REPUBLIKA.CO.ID, PRETORIA -- Afrika Selatan akan keluar dari Pengadilan Kriminal Internasional (ICC) karena kewajibannya tidak sesuai dengan undang-undang, yakni memberikan kekebalan diplomatik bagi pemimpin menjabat.
Menteri Kehakiman Michael Masutha, Jumat (21/10), mengatakan pada 2015 negaranya berencana keluar dari ICC setelah dikritik karena mengabaikan perintah pengadilan untuk menahan Presiden Sudan Omar Hassan al-Bashir, yang dituduh melakukan pemunahan dan kejahatan perang, saat ia berkunjung ke Afrika Selatan.
Bashir membantah tuduhan tersebut. Masutha mengatakan, untuk memastikan kemampuan Afrika Selatan dalam menjalankan hubungan diplomatik, rancangan undang-undang untuk mencabut pengasahan atas Statuta Roma ICC segera dibawa ke parlemen.

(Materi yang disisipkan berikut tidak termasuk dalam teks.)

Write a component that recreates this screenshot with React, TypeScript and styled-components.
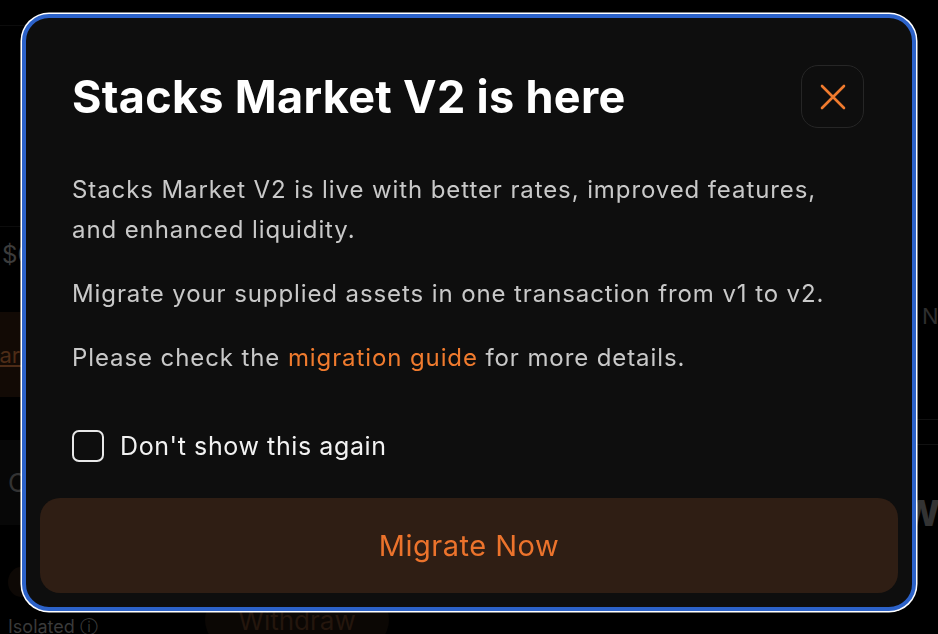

Masutha mengatakan kepada wartawan di ibu kota, Pretoria, penerapan statuta itu bertentangan dan tidak sejalan dengan Undang-undang Keistimewaan dan Kekebalan Diplomatik Afsel. Dokumen, yang dilihat Reuters di PBB pada Kamis, menunjukkan langkah tersebut akan mulai efektif setahun setelah surat pemberitahuan secara resmi diterima oleh Sekretaris Jenderal Ban Ki-moon.
Dokumen tersebut ditandatangani Menteri Kerja Sama dan Hubungan Internasional Afsel Maite Nkoana-Mashabane tertanggal 19 Oktober. Pengadilan Kriminal Internasional yang dibentuk pada 2002 dan mempunyai 124 negara anggota, merupakan badan hukum pertama dengan yurisdiksi internasional tetap untuk mengadili pelaku genosida, kejahatan kemanusiaan dan kejahatan perang.
Beberapa negara Afrika mengungkapkan keprihatinan pusat perhatian pengadilan bermarkas di Den Haag itu adalah Afrika, bukan kawasan lain di dunia.